ELEG 478H3. Honors Introduction to Antennas. 3 Hours.

Basic antenna types: small dipoles, half wave dipoles, image theory, monopoles, small loop antennas. Antenna arrays: array factor, uniformly excited equally spaced arrays, pattern multiplication principles, nonuniformly excited arrays, phased arrays. Use of MATLAB programming and mathematical techniques for antenna analysis and design. Emphasis will be on using simulation to visualize variety of antenna radiation patterns. Corequisite: Drill component. Prerequisite: ELEG 37004. (Typically offered: Irregular)
This course is equivalent to ELEG 47803.

ELEG 4870V. Special Topics in Electrical Engineering. 1-3 Hour.
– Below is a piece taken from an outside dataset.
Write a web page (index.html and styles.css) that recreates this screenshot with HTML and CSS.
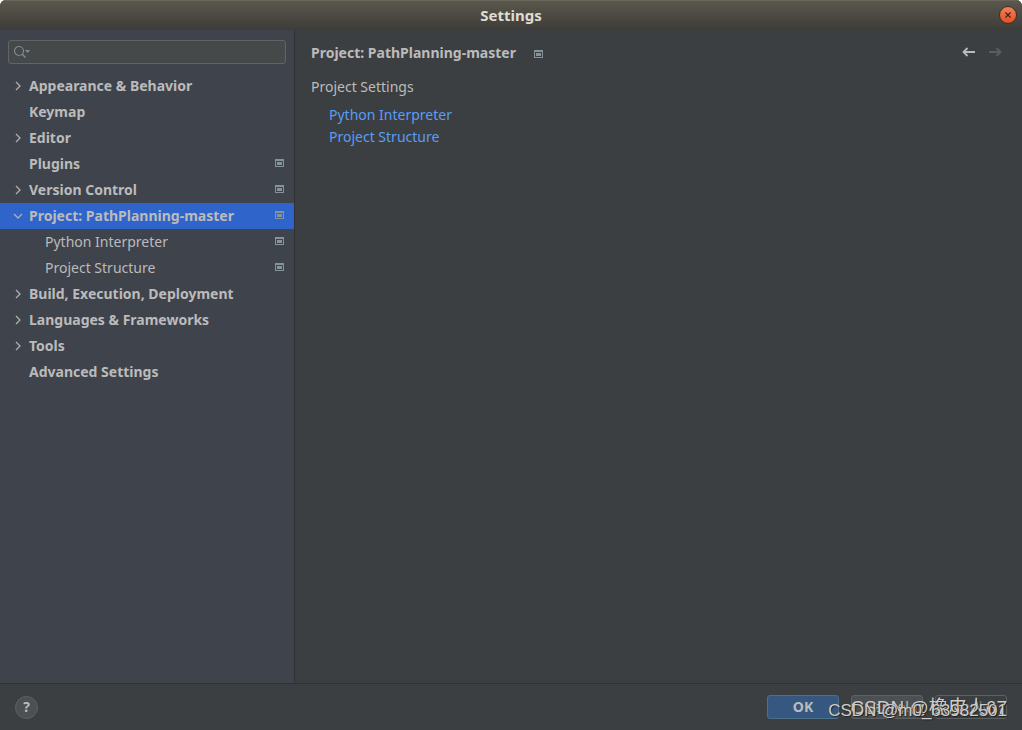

Consideration of current electrical engineering topics not covered in other courses. Prerequisite: Senior standing. (Typically offered: Irregular) May be repeated for up to 6 hours of degree credit.

ELEG 4880V. Special Problems. 1-3 Hour.

Individual study and research on a topic mutually agreeable to the student and a faculty member. Prerequisite: Senior standing. (Typically offered: Fall, Spring and Summer) May be repeated for up to 6 hours of degree credit.

ELEG 49603. CPLD/FPGA Based System Design. 3 Hours.

Field Programmable logic devices (FPGAs/CPLDs) have become extremely popular as basic building blocks for digital systems. They offer a general architecture that users can customize by inducing permanent or reversible physical changes. This course will deal with the implementation of logic options using these devices. Corequisite: Lab component. Prerequisite: CSCE 21104 with "C" grade or higher. (Typically offered: Irregular)
This course is cross-listed with CSCE 43503.

ELEG 49803. Computer Architecture. 3 Hours.

Design of a single board computer including basic computer organization, memory subsystem design, peripheral interfacing, DMA control, interrupt control, and bus organization. Prerequisite: ELEG 39204. (Typically offered: Irregular)
This course is cross-listed with CSCE 42103.